◆ **Short problem**:
Provide only the number of lines where "components" occurs.

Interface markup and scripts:
★ ★ ★ ★
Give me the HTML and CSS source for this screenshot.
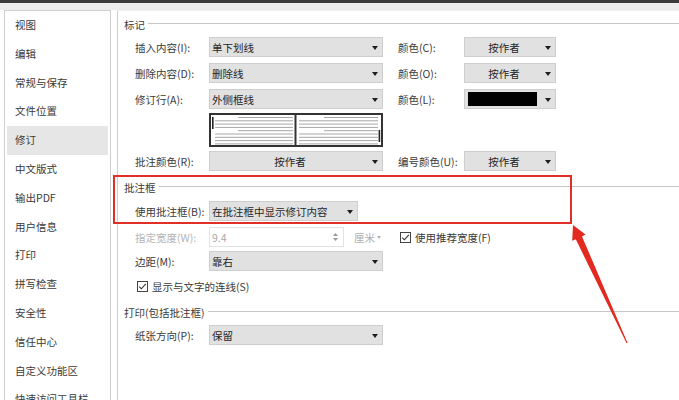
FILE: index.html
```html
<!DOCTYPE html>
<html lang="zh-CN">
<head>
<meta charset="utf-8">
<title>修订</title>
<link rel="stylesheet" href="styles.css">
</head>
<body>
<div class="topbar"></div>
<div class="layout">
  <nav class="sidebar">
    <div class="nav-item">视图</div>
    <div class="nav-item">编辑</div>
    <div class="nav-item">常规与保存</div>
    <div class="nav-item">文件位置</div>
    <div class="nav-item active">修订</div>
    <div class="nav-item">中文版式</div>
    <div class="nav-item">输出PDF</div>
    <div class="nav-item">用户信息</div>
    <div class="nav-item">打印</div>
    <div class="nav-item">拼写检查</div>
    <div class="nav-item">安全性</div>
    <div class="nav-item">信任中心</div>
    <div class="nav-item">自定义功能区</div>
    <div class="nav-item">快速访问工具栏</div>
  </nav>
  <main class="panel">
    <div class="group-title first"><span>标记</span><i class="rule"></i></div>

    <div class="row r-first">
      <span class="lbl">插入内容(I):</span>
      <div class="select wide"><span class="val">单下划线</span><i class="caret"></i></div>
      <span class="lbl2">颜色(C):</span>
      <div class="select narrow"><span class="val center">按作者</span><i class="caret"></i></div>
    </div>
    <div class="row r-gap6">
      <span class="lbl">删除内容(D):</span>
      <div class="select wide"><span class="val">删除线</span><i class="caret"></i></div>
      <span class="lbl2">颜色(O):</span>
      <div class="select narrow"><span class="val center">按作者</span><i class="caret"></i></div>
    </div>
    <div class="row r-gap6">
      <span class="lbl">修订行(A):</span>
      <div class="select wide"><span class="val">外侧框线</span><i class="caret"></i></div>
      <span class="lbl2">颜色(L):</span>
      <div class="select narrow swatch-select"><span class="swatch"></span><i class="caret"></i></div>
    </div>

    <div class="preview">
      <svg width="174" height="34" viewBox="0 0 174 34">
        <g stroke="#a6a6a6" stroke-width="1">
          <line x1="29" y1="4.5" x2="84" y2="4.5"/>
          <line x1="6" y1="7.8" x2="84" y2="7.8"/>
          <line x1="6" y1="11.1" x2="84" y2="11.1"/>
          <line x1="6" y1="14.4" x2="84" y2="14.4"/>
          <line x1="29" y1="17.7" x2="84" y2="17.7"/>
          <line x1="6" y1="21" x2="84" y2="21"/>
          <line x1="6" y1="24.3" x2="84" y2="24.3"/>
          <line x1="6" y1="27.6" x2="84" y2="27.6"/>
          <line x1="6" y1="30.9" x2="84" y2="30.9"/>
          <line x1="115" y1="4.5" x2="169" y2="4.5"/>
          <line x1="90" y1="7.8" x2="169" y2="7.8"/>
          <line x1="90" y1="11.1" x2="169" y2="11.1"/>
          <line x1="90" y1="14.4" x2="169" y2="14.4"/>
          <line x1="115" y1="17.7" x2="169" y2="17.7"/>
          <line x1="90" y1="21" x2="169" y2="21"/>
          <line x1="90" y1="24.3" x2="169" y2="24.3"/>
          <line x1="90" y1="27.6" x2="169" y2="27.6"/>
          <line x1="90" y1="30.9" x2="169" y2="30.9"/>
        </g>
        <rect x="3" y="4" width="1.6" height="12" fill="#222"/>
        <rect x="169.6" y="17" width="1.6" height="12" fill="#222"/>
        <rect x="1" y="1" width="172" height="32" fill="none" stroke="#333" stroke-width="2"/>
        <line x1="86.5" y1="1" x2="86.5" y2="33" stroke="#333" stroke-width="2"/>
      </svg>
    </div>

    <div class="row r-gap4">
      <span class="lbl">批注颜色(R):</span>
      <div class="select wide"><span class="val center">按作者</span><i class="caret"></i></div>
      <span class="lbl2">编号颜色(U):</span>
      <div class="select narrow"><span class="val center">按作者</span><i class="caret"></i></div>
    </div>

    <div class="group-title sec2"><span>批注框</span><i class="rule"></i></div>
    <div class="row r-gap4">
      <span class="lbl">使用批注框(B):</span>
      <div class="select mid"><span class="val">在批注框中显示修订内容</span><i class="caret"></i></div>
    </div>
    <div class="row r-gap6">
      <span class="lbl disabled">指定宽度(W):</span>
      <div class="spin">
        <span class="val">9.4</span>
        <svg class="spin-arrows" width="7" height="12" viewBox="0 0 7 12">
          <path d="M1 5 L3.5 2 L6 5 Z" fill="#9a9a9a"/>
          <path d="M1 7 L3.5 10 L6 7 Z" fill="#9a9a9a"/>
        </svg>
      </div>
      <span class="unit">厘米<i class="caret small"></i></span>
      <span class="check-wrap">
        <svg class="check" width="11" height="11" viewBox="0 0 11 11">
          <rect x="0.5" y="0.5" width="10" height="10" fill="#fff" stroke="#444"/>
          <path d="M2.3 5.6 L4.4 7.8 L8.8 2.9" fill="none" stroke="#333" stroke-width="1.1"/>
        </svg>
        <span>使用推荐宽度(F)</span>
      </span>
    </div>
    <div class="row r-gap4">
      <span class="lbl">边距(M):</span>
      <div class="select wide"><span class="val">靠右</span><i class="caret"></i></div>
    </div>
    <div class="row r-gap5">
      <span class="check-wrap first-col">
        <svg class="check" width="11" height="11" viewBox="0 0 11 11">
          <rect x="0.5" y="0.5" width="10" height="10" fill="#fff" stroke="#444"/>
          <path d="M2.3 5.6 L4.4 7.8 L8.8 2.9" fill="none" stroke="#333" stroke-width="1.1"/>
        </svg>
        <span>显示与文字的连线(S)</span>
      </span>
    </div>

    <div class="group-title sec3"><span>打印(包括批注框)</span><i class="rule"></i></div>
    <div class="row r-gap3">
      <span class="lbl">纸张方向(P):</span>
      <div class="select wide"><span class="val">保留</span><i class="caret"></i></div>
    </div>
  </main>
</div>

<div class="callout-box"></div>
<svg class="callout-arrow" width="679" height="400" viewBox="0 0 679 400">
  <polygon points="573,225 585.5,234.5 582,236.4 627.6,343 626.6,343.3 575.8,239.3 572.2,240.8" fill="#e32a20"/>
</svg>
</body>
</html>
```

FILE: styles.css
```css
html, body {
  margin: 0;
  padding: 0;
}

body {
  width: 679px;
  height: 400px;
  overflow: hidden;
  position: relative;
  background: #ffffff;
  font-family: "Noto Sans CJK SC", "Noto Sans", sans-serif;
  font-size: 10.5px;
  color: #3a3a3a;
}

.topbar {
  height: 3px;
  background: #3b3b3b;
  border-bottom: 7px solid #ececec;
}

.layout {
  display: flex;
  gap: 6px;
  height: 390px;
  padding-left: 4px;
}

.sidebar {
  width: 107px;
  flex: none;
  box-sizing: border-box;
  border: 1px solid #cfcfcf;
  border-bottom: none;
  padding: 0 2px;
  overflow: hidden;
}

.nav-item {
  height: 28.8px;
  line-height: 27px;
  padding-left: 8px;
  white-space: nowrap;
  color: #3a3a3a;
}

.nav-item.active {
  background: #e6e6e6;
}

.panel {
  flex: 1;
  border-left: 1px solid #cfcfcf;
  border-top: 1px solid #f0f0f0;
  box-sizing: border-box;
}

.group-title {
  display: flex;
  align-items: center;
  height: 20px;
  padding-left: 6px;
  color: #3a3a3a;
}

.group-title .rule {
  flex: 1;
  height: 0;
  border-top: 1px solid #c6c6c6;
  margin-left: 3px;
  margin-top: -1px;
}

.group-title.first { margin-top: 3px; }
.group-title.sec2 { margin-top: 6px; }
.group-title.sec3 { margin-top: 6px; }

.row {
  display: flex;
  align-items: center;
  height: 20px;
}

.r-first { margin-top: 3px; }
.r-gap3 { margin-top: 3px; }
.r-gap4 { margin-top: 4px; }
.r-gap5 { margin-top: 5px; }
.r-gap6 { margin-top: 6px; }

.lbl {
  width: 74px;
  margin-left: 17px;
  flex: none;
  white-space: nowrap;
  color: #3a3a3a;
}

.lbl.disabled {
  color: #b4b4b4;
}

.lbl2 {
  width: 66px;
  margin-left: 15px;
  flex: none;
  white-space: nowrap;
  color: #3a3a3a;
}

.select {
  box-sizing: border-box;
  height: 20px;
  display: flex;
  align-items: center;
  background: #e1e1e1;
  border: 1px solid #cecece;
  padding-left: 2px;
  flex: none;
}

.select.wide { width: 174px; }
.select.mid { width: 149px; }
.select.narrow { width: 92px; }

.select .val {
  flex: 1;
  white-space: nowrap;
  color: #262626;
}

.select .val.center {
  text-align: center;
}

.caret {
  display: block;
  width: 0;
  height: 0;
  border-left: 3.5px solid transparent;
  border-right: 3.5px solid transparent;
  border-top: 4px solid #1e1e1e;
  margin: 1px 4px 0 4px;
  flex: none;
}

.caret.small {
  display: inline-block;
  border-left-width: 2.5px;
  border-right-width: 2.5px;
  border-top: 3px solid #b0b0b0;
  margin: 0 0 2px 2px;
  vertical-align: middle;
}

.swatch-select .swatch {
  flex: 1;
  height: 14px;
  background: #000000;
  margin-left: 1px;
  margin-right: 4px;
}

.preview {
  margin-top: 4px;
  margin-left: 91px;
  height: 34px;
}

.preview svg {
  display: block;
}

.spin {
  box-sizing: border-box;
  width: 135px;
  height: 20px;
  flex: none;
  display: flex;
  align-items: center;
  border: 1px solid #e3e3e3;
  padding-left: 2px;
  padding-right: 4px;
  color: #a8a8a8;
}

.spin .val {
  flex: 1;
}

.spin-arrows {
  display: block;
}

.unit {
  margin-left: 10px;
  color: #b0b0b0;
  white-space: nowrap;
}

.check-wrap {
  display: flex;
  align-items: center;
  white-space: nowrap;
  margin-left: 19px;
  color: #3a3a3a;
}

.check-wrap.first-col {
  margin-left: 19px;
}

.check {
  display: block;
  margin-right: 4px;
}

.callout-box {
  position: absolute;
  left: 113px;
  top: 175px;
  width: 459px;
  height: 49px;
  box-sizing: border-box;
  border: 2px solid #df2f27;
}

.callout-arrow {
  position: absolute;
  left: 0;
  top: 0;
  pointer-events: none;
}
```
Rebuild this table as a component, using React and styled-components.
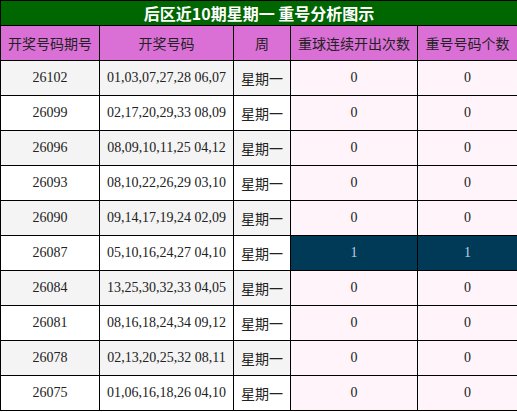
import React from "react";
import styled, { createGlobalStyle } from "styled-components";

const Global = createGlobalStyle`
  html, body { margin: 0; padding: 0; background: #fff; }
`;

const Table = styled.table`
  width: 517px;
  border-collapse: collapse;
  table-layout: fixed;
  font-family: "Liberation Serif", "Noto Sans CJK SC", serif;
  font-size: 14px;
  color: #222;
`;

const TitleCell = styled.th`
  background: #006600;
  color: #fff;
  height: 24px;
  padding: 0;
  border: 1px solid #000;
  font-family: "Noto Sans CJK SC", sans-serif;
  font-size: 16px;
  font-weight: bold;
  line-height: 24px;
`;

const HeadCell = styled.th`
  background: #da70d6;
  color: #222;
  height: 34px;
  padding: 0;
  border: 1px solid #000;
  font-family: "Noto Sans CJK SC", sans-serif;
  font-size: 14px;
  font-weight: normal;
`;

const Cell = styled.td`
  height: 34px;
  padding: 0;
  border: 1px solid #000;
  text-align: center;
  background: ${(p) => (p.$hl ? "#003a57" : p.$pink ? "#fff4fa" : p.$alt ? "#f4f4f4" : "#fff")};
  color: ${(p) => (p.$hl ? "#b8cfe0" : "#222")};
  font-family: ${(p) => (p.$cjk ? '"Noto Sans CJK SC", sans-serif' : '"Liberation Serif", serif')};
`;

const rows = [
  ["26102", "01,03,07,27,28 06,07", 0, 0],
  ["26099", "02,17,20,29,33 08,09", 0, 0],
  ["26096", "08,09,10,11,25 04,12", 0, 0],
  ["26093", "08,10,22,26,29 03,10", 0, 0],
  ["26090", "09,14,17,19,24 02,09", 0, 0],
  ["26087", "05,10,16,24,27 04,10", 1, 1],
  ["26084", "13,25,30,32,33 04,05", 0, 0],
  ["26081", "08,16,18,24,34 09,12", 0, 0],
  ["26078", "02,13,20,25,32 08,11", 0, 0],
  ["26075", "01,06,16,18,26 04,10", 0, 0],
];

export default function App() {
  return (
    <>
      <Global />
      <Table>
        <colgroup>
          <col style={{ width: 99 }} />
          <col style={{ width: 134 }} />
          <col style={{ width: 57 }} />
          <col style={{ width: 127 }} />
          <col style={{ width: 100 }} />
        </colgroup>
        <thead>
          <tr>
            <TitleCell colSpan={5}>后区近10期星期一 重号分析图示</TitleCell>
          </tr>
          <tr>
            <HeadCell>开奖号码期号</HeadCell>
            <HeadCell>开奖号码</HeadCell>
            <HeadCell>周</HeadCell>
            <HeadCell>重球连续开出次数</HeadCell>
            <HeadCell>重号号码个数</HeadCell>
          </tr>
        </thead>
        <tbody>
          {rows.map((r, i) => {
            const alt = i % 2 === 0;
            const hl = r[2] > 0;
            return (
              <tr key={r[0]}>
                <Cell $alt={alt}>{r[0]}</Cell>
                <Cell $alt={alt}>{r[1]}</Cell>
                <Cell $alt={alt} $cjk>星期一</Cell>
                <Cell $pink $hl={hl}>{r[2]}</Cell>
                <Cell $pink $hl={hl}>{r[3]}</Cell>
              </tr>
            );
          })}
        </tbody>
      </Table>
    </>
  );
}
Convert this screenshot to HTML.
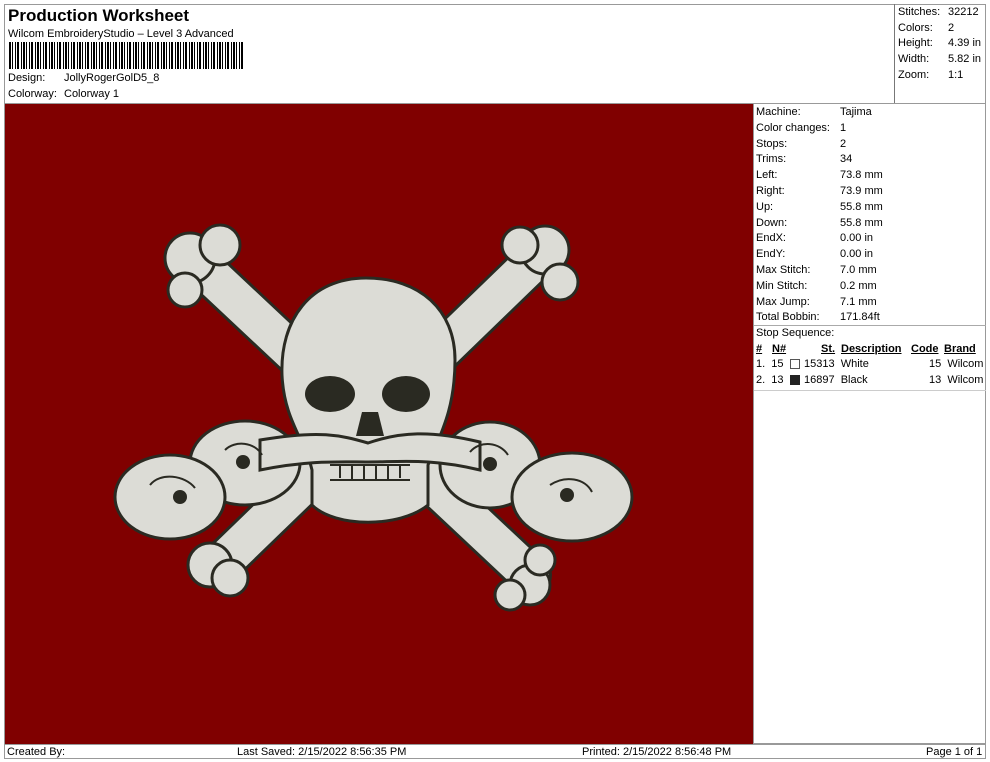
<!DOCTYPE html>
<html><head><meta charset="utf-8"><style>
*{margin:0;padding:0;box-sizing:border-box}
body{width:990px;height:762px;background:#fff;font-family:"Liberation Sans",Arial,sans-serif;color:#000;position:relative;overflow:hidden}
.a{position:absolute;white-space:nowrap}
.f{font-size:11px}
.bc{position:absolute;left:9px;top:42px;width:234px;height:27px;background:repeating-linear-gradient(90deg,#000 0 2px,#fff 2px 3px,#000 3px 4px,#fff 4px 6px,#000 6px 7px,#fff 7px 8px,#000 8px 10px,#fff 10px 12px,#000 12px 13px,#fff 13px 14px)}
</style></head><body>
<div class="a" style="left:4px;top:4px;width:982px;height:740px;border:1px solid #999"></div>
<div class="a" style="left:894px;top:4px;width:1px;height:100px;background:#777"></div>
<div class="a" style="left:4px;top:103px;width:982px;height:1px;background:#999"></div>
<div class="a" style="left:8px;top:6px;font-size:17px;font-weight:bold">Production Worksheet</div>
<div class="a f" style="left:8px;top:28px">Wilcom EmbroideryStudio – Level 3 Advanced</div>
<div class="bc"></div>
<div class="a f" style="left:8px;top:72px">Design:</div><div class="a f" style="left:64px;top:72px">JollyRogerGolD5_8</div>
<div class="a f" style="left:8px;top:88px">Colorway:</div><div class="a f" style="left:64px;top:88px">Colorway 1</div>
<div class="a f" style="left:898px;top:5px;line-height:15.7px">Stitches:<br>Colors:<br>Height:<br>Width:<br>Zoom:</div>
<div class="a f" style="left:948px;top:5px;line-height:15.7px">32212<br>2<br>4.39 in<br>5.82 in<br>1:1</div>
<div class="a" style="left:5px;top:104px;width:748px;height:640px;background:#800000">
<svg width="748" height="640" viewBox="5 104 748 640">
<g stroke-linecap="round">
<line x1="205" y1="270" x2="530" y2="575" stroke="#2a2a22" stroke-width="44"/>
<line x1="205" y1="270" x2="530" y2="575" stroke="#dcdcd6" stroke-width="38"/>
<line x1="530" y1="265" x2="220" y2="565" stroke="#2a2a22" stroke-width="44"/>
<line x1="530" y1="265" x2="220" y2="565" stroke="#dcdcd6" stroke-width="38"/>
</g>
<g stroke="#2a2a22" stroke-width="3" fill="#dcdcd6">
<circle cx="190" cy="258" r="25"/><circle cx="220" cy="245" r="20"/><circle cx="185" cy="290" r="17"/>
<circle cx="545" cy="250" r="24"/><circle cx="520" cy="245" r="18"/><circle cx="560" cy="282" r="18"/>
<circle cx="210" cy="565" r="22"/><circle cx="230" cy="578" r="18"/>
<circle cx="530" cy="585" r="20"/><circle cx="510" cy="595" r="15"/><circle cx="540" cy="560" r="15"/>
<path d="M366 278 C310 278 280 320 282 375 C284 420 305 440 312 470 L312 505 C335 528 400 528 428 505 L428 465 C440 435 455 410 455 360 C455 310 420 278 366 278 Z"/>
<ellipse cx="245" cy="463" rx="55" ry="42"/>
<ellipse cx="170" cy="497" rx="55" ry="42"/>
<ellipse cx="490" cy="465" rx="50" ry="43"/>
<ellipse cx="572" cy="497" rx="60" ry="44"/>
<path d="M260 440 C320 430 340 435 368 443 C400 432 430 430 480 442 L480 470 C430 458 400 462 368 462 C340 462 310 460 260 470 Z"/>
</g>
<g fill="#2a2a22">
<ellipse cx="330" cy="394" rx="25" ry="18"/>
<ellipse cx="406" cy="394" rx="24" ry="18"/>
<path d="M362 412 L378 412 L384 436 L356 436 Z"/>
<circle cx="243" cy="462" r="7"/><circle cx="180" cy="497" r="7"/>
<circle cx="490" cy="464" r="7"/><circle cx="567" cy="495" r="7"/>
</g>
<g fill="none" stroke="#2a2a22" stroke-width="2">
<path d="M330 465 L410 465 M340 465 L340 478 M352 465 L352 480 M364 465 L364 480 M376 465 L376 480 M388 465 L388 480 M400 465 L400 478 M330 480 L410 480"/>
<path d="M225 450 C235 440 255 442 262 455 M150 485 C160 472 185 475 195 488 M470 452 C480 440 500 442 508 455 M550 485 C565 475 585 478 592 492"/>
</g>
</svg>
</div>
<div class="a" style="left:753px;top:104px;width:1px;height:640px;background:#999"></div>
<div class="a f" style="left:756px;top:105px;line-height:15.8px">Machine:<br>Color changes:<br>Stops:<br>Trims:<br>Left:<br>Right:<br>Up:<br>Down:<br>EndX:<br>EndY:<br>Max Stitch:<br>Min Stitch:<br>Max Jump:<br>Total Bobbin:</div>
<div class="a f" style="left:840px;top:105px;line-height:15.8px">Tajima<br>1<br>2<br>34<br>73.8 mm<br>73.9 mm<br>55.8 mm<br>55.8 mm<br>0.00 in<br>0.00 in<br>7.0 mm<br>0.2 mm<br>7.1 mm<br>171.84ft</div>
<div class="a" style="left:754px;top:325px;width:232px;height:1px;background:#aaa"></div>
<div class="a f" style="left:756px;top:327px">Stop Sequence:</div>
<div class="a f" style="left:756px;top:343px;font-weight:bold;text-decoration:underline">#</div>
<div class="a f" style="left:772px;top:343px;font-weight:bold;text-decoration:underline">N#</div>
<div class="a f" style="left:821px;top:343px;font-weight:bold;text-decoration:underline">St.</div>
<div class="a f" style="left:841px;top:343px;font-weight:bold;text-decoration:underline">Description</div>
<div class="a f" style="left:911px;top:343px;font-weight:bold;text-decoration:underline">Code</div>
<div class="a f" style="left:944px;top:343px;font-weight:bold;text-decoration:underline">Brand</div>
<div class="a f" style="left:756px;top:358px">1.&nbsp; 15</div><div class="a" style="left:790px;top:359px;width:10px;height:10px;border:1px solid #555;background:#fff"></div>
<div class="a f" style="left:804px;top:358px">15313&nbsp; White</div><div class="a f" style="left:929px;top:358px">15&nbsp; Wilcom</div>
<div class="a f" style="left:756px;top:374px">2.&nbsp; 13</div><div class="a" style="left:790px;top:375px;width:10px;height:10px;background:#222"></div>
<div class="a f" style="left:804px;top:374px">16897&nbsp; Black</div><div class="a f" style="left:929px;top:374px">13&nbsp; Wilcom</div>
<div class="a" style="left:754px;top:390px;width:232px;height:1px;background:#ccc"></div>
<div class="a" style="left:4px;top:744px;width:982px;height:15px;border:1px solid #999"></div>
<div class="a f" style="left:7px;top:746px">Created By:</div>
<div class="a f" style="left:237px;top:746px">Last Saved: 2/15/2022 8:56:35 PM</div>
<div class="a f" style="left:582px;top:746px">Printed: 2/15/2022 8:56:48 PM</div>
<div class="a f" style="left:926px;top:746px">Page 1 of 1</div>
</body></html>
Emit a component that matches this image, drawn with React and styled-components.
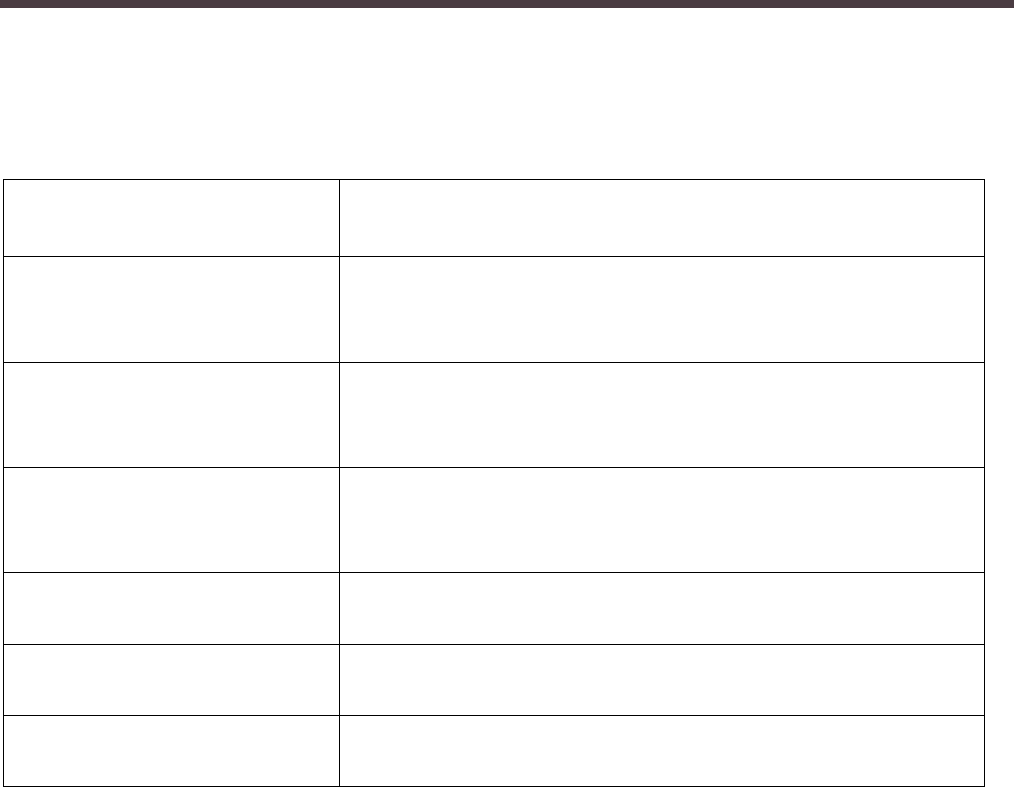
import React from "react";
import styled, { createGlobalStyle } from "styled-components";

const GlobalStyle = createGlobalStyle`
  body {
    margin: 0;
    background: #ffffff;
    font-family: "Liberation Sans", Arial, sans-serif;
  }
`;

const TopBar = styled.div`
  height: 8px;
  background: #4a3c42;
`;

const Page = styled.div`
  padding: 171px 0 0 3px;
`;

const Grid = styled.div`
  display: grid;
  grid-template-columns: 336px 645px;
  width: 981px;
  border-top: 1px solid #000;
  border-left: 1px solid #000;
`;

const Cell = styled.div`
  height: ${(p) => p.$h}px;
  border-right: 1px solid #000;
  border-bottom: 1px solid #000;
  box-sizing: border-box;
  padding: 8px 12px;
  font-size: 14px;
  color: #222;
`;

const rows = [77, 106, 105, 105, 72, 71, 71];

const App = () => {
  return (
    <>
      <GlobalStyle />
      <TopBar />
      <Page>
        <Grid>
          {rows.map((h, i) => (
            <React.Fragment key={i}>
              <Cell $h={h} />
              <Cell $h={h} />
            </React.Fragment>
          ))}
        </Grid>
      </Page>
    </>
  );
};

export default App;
★ ★ ★ ★
◆ **Exercise response**:
4